Hoy vamos a viajar al pasado, a esos días de bocatas de chorizo, nocilla, olor a gimnasio y carpetas forradas con fotos de tus ídolos.
¿Listo?
Estábamos en 5º de primaria cuando se me ocurrió la idea: una tienda de golosinas en el colegio. No porque fuera un genio, sino porque el kiosko más cercano estaba a 10 minutos andando y, sinceramente, nadie quería desperdiciar el recreo caminando.
El plan
Compraba bolsas gigantes de chuches al distribuidor de la furgoneta (Distribuciones Carballo se llamaba).
Calculadora en mano (mentira, hacía los cálculos a ojo), las dividía en bolsitas más pequeñas, les ponía un precio atractivo y las llevaba al cole.
Mi mochila no solo llevaba libros y el bocata de rigor, también llevaba una microeconomía entera. Mis compañeros tenían gominolas; yo tenía beneficios.
La competencia
Como en todo buen negocio, no tardaron en aparecer los imitadores.
El Rubio empezó a vender chocolatinas. Delfín, patatas fritas. Incluso hubo uno que intentó colar cromos repetidos como “valor añadido”.
Lela, la señora de la tienda de la esquina también me riñó por andar jugando a los empresarios y a joderle el negocio. Y tenía bastante razón.
Purita, la mujer de la otra tienda era menos batalladora con la competencia y no me dijo nada. Menos mal.

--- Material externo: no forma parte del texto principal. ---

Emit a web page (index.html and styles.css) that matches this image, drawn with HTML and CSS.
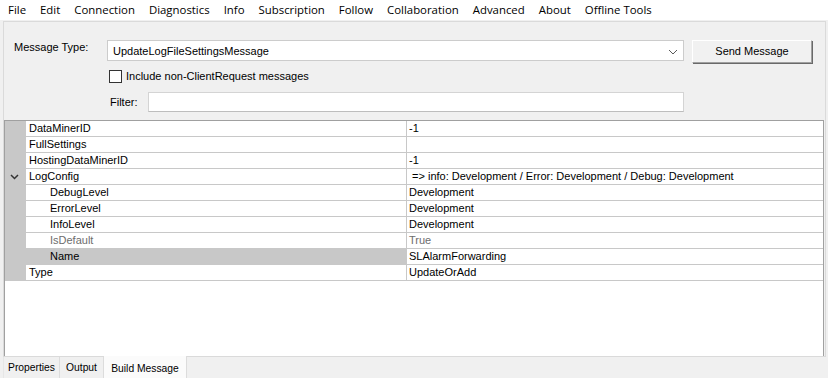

Pero la diferencia estaba en el servicio: yo sabía lo que querían. Mis chuches eran más frescas, mi oferta más variada, y si me comprabas 3 gominolas, te regalaba una.
Marketing básico, pero efectivo.
El imperio cae
Todo iba de maravilla hasta que, como en toda historia de éxito, llegó el villano. En este caso, la dirección del colegio.
Un día, el padre Camilo me pilló in fraganti contando monedas en el recreo.
Me llevó al despacho del director, donde me dieron un sermón sobre cómo las chuches “distraían” de los estudios.
Conclusión: mi negocio fue cerrado por causas ajenas a mi voluntad.
¿Y qué aprendí?
Que emprender no es algo que «se nace». Es algo que surge cuando ves una necesidad y decides resolverla. No hace falta ser un visionario; solo estar atento a lo que te rodea y, sobre todo, tener ganas de intentarlo.
Y sí, puede que al principio te equivoques. Pero, ¿sabes qué? Cada error que cometes es un paso más cerca de acertar.
La reflexión
¿Se hace o se nace emprendedor? Probablemente ambas cosas. Lo importante no es el ADN, sino las ganas de buscar soluciones donde otros solo ven problemas.
Así que, si estás dudando entre hacer o no hacer algo, hazlo. Aunque te cierren el chiringuito, la experiencia siempre merece la pena.
Nos vemos en el recreo,
Un saludo,
P.D.: ¿Sabes qué es lo mejor de emprender? Que hasta cuando pierdes, ganas.